Avignon. Fly at c. 2.30pm (British Airways) from Heathrow to Marseille. Drive to Avignon, where all seven nights are spent.
Avignon, Pernes-les-Fontaines, Venasque. An introductory walk through the old town of Avignon, including the Gothic church of St Didier. Drive to Pernes, a delightful fortified river town with an important Romanesque church and 13th-century frescoed tower. Continue in the late afternoon to the stunning early medieval baptistery at Venasque.
Avignon. The collections of late Gothic sculpture and painting in the Petit Palais act as a splendid foil to the work at the papal palace, while the cathedral houses the magnificent tomb of Pope John XXII. A little free time before an afternoon concert at the Carmelite church of St Symphorien (subject to confirmation).
Villeneuve, Orange, Pont-du-Gard. A day spent mostly within sight of the Rhône, beginning with Pope Innocent VI’s now ruined Charterhouse at Villeneuve-lez-Avignon. The day’s real star is Orange, site of the greatest of all Roman theatres to survive in the West. In the afternoon visit that astonishing feat of engineering that brought water over the River Gardon at the Pont-du-Gard.
Aix-en-Provence.

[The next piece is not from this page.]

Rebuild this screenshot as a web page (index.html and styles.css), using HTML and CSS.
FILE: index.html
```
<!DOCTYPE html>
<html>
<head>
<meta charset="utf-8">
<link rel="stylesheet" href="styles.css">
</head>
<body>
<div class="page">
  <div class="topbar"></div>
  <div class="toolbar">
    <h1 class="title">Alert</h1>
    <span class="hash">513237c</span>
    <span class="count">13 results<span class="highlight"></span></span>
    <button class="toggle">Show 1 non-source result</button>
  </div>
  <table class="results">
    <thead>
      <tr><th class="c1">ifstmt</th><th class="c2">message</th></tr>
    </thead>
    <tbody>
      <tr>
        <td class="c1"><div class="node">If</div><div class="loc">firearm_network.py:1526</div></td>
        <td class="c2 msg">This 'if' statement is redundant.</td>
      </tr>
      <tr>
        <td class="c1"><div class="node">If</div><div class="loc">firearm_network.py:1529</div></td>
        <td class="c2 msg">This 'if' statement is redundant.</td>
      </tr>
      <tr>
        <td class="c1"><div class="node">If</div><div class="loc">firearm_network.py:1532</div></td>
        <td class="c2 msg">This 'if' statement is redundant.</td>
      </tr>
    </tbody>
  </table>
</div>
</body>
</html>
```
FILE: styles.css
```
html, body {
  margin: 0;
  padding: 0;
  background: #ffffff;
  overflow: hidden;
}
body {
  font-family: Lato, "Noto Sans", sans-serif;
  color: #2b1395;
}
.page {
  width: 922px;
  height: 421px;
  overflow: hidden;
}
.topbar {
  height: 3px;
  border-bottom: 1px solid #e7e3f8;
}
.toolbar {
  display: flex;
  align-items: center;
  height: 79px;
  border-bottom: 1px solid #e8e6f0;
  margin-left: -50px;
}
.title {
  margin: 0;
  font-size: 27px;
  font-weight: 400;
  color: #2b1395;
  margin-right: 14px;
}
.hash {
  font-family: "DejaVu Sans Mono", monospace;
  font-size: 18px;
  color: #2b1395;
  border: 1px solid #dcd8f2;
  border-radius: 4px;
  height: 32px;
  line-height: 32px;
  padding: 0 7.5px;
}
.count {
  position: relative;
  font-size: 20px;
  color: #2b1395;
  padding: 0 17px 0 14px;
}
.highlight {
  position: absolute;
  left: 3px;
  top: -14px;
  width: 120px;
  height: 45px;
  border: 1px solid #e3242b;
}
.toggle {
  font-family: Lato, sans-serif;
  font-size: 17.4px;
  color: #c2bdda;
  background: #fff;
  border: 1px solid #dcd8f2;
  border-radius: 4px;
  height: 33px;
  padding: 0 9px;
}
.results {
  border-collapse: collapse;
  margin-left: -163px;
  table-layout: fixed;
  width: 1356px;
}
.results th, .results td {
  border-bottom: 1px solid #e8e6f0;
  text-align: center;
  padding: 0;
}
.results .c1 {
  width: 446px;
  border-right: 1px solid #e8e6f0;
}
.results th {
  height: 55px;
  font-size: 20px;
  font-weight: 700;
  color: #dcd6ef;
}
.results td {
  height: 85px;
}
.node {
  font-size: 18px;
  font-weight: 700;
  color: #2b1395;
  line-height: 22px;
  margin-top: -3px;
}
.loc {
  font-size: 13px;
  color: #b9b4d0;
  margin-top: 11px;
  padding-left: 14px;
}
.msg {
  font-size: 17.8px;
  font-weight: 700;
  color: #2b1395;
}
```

At Aix, the cathedral displays an extraordinary juxtaposition of Merovingian baptistery, Romanesque cloister, 13th-century chancel and late medieval west front. Cézanne’s studio remains as he left it on his death in 1906, and a short drive away is a fine view of the Mont Sainte-Victoire, the most recognisable motif in modern art.

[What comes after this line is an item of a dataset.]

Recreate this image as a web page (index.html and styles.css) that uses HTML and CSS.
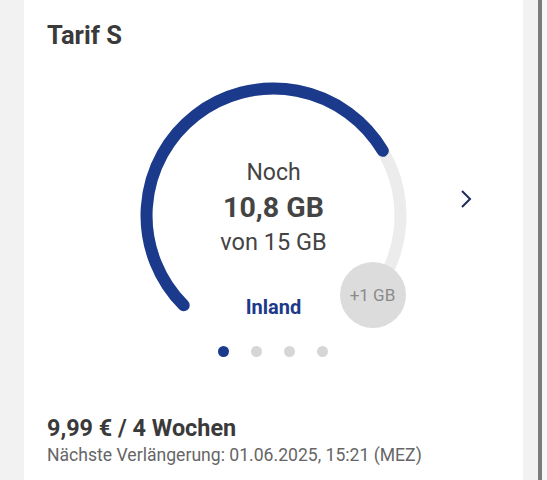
FILE: index.html
```html
<!DOCTYPE html>
<html lang="de">
<head>
<meta charset="utf-8">
<title>Tarif S</title>
<link rel="stylesheet" href="styles.css">
</head>
<body>
<div class="page">
  <main class="card">
    <h1 class="title">Tarif S</h1>
    <div class="gauge-row">
      <div class="gauge">
        <svg class="gauge-svg" width="280" height="260" viewBox="0 0 280 260">
          <path d="M49.7 229.3 A127 127 0 1 1 229.3 229.3" fill="none" stroke="#ececec" stroke-width="12" stroke-linecap="round"/>
          <path d="M49.7 229.3 A127 127 0 1 1 248.8 74.8" fill="none" stroke="#1b3a8c" stroke-width="12" stroke-linecap="round"/>
        </svg>
        <div class="gauge-text">
          <div class="noch">Noch</div>
          <div class="amount">10,8 GB</div>
          <div class="total">von 15 GB</div>
          <div class="region">Inland</div>
        </div>
        <div class="badge">+1 GB</div>
      </div>
      <svg class="chevron" width="24" height="24" viewBox="0 0 24 24">
        <path d="M8 4 L16 12 L8 20" fill="none" stroke="#1f2b5a" stroke-width="2"/>
      </svg>
    </div>
    <div class="dots">
      <span class="dot active"></span>
      <span class="dot"></span>
      <span class="dot"></span>
      <span class="dot"></span>
    </div>
    <div class="price">9,99 € / 4 Wochen</div>
    <div class="renewal">Nächste Verlängerung: 01.06.2025, 15:21 (MEZ)</div>
  </main>
  <div class="scroll-gutter"></div>
  <div class="scroll-bar"></div>
  <div class="scroll-edge"></div>
</div>
</body>
</html>
```

FILE: styles.css
```css
* { box-sizing: border-box; }
html, body {
  margin: 0;
  padding: 0;
  background: #f2f2f2;
  font-family: Roboto, "Liberation Sans", sans-serif;
  overflow: hidden;
}
.page {
  display: flex;
  height: 480px;
  padding-left: 24px;
}
.card {
  width: 499px;
  height: 480px;
  background: #ffffff;
  padding: 21px 24px 0 23px;
}
.scroll-gutter {
  width: 15px;
  background: #f2f2f2;
}
.scroll-bar {
  width: 4px;
  background: #7b7b7b;
}
.scroll-edge {
  flex: 1;
  background: #f7f7f7;
}
.title {
  margin: 0;
  font-size: 25.5px;
  line-height: 28px;
  font-weight: 700;
  color: #3a3a3a;
}
.gauge-row {
  margin-top: 27px;
  margin-left: 1px;
  display: grid;
  grid-template-columns: 1fr auto 1fr;
  height: 260px;
}
.gauge {
  grid-column: 2;
  position: relative;
  width: 280px;
  height: 260px;
}
.gauge-svg {
  display: block;
}
.gauge-text {
  position: absolute;
  left: 0;
  right: 0;
  top: 85px;
  display: flex;
  flex-direction: column;
  align-items: center;
  color: #444444;
}
.noch {
  font-size: 23px;
  line-height: 24px;
}
.amount {
  margin-top: 5px;
  font-size: 28.5px;
  font-weight: 700;
  line-height: 36px;
}
.total {
  font-size: 23.5px;
  line-height: 32px;
}
.region {
  margin-top: 37px;
  font-size: 20px;
  font-weight: 700;
  line-height: 24px;
  color: #1d3a8a;
}
.badge {
  position: absolute;
  left: 206px;
  top: 186px;
  width: 66px;
  height: 66px;
  border-radius: 50%;
  background: #dcdcdc;
  color: #8a8a8a;
  font-size: 17px;
  display: flex;
  align-items: center;
  justify-content: center;
}
.chevron {
  grid-column: 3;
  justify-self: end;
  margin-right: 21px;
  margin-top: 111px;
}
.dots {
  margin-top: 10px;
  display: flex;
  justify-content: center;
  gap: 22.3px;
}
.dot {
  width: 11px;
  height: 11px;
  border-radius: 50%;
  background: #d6d6d6;
}
.dot.active {
  background: #1b3a8c;
}
.price {
  margin-top: 56px;
  font-size: 23.4px;
  font-weight: 700;
  line-height: 30px;
  color: #3a3a3a;
}
.renewal {
  font-size: 17.6px;
  line-height: 24px;
  color: #666666;
}
```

Christmas Day: Avignon. The Palais des Papes is the principal monument of the Avignon papacy, one-time site of the papal curia and by far the most significant 14th-century building to survive in southern France. Some free time in Avignon before a lecture and Christmas dinner.
St-Rémy-de-Provence. Drive along the northern flank of the Alpilles to St-Rémy-de-Provence, Glanum of old, and proud possessor of one of the truly great funerary memorials of the Roman world, the cenotaph erected by three Julii brothers in honour of their forebears. See also the former monastery where Van Gogh was hospitalised, including the Romanesque cloister and scenes that he painted.
Avignon. Drive to Marseille and fly to London Heathrow, arriving at c. 12.30pm.
Dr Alexandra Gajewski
Specialist in mediaeval architecture. She read Art History at Münster University, Germany, followed by a PhD in Gothic architecture in northern Burgundy from the Courtauld Institute of Art. She has lectured at the Courtauld, at Birkbeck College and at the University of Michigan, Ann Arbor. She has just completed a European project at the Centro de Ciencias Humanas y Sociales in Madrid, where she was part of a research team investigating ‘The Roles of Women as Makers of Medieval Art and Architecture’. She is Reviews Editor of the Burlington Magazine. Twitter: @AKMGajewski | Instagram: @akmgajewski
Price, per person
Two sharing: £2,980 or £2,740 without flights. Single occupancy: £3,400 or £3,160 without flights.
Flights (Euro Traveller) with British Airways (aircraft: Airbus A319); travel by private coach throughout; hotel accommodation as described below; breakfasts and five dinners with wine, water and coffee; all admissions; all tips; all taxes; the services of the lecturer and tour manager; hire of radio guides for better audibility of the lecturer.
A ticket to a concert is included, costing c. £20. Tickets are confirmed in autumn 2019.
Hôtel d’Europe, Avignon: central 5-star hotel in a former 16th-cent. residence.
Quite a lot of walking is involved, particularly in the town centres. The tour is not suitable for anyone who has difficulties with everyday walking and stairclimbing. Average distance by coach per day: 44 miles.
Between 10 and 22 participants.
Before booking, please refer to the FCO website to ensure you are happy with the travel advice for the destination(s) you are visiting: www.gov.uk/foreign-travel-advice.